Independent councillor Deborah Roberts has now hit out at the council administration, saying they have left the planning process and residents “in limbo” and behaved “arrogantly”.

“South Cambs don’t seem to know their own constitution,” she said. “They have got themselves in a completely perfect pickle.”

She said: “I’m afraid it’s because this current administration seems to think that it knows all and the general public knows nought and they just ignore them and ignore the parish councils.

“I understand they were warned about this issue last autumn. This whole thing could have been avoided.

“The Lib Dems on planning are getting too big for their boots too quickly. They need to take a step back and take a deep breath and they need to take proper legal advice.”

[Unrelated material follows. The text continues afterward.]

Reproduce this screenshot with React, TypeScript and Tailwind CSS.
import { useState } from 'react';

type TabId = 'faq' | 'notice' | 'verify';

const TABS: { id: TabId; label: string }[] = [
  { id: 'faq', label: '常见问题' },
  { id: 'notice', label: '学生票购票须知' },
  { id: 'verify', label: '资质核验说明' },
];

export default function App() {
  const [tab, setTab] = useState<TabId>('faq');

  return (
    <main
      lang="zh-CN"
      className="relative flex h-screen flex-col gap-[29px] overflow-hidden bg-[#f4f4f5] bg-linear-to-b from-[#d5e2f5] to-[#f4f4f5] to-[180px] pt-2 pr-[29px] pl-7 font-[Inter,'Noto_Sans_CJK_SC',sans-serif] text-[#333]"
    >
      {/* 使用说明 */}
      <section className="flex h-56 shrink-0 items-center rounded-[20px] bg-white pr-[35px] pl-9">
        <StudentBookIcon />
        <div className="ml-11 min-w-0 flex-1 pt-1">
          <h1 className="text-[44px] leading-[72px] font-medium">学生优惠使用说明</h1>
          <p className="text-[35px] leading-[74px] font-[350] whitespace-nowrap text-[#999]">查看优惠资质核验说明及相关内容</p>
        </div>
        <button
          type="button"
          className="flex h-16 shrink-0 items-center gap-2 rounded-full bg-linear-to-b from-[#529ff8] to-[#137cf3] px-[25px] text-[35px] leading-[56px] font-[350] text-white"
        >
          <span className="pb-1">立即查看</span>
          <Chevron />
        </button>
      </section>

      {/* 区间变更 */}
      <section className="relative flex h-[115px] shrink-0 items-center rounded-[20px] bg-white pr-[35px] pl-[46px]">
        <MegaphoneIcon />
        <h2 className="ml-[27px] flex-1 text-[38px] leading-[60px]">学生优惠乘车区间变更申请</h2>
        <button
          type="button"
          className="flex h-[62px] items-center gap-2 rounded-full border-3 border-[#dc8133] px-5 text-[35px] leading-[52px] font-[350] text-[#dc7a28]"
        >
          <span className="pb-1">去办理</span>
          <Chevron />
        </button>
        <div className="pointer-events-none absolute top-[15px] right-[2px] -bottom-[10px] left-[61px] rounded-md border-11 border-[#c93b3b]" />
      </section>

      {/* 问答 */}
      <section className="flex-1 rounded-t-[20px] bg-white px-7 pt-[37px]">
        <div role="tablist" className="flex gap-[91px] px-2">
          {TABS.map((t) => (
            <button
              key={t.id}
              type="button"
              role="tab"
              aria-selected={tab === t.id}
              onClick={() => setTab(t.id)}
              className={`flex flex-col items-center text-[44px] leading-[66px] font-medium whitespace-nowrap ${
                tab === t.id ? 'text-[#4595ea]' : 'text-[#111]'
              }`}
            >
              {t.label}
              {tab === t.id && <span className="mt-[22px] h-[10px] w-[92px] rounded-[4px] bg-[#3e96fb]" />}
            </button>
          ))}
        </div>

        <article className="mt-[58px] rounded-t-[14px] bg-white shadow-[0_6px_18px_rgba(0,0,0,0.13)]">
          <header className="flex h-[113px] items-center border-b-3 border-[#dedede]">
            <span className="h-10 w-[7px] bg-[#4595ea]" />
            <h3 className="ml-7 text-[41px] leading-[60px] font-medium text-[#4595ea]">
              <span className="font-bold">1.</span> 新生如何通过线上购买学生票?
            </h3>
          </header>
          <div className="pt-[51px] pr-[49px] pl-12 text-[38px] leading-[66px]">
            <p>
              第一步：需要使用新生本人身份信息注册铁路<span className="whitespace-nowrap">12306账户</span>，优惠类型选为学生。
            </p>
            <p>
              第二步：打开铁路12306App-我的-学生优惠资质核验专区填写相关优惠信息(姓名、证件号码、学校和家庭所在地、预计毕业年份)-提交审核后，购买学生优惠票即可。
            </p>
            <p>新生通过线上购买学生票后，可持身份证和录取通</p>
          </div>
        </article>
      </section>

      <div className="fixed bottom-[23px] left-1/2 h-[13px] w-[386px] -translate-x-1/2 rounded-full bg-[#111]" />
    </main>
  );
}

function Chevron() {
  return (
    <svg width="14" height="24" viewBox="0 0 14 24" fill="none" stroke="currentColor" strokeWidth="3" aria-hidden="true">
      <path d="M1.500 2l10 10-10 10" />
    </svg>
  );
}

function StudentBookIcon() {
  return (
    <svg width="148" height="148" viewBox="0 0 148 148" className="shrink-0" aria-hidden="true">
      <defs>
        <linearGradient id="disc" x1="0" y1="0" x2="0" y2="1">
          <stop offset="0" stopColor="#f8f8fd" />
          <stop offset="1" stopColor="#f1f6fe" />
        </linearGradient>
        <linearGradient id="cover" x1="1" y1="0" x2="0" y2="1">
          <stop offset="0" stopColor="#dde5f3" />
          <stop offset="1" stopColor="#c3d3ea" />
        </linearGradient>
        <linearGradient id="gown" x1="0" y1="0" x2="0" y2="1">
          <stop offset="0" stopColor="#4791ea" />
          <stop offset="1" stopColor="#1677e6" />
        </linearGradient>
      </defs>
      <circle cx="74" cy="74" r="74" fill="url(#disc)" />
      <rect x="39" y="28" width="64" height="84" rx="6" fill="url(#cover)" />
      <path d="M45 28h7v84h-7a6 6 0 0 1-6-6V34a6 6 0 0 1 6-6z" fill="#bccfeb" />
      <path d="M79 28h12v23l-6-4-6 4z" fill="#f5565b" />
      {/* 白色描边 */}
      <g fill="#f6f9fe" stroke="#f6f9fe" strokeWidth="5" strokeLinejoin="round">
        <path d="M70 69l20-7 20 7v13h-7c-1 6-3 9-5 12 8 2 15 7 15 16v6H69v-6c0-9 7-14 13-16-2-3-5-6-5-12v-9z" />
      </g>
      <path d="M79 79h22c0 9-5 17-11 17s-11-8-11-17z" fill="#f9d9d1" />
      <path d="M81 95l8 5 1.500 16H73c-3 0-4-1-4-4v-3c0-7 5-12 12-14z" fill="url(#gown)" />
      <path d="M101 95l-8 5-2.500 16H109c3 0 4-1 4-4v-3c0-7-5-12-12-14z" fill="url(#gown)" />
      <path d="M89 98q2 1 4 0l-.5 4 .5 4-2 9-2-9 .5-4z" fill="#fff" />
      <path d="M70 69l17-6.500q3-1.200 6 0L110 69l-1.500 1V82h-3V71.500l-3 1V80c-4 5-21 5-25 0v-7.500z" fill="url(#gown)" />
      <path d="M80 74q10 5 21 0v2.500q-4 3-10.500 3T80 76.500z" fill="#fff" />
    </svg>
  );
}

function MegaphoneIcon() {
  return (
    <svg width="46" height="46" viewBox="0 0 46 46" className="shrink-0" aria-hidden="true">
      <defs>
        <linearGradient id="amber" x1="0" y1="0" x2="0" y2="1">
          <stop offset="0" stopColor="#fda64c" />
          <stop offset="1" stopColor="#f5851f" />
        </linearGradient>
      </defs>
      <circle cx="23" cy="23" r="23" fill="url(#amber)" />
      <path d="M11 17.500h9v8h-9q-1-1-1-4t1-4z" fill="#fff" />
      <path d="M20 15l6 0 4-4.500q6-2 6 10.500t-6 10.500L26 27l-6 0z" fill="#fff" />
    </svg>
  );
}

And she said “it’s quite clear that a lot of the parish councils are very unhappy about how delegation is being done”.

Cllr Roberts also queried the council’s communications throughout the ordeal. She said the council appeared to reject the charge it had done something wrong, while appearing to concede that it needed a further vote in the full council.

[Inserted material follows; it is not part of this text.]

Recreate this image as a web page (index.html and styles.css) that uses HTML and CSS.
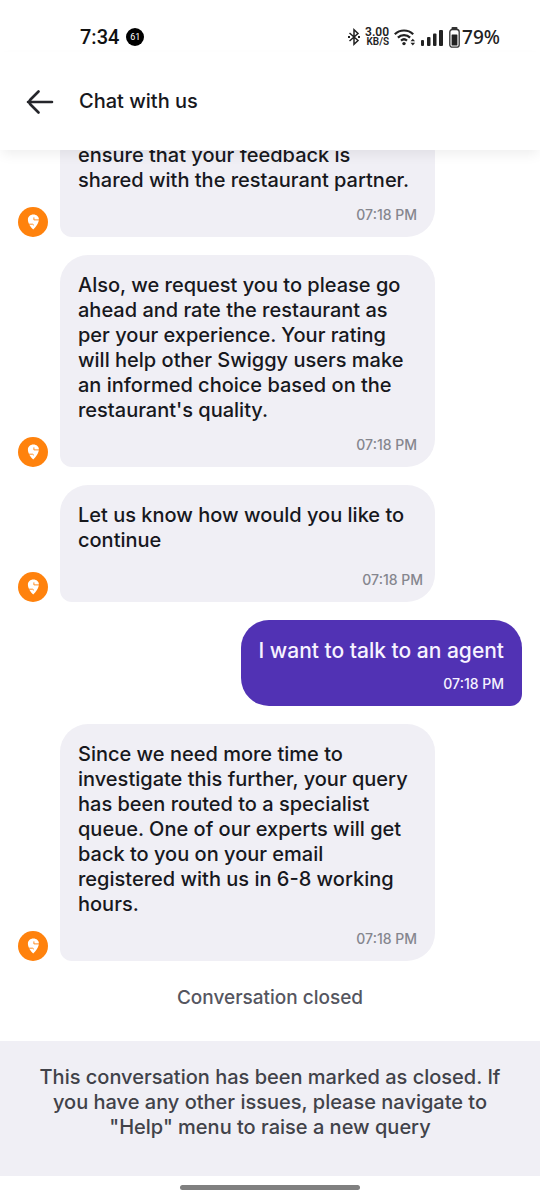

She likened the council’s communication with councillors over the issue to the difficulties associated with getting meat from a crab or lobster.

And she also raised fears planning applications may now go over the head of the council and to the government inspector and warned of the possibility of further legal fees to come.

She said those responsible for the planning “saga” should “consider their positions”.

‘We inherited the constitution’

In response, Cllr Smith said: “Shortly after we took over at South Cambs, we initiated a full review of the constitution of the council that we had inherited. This is painstaking work and it is now reaching its conclusion. The resulting document is much better and more clearly presented.

“It is unfortunate that at the moment some planning decisions that are called in by a parish council or local member will be delayed. However, we are taking this action to avoid a risk of additional delays for applicants caused by further legal challenges to our decisions.

“We will be carrying out a full review of how the planning committee operates with the planning advisory service. Whilst we always consider parish council comments, the review will look again at this and give us some options. As we don’t want to hold up the adoption of the new constitution, we will do this separately.

“The council has been the subject of some legal challenges on this matter. In order to be sure that the council is acting legally, we have sought external expert legal advice. Regrettably, the cost of this has been £3,725.”

The council said it could not say if it is likely to incur further legal costs as it will depend on factors outside of its control.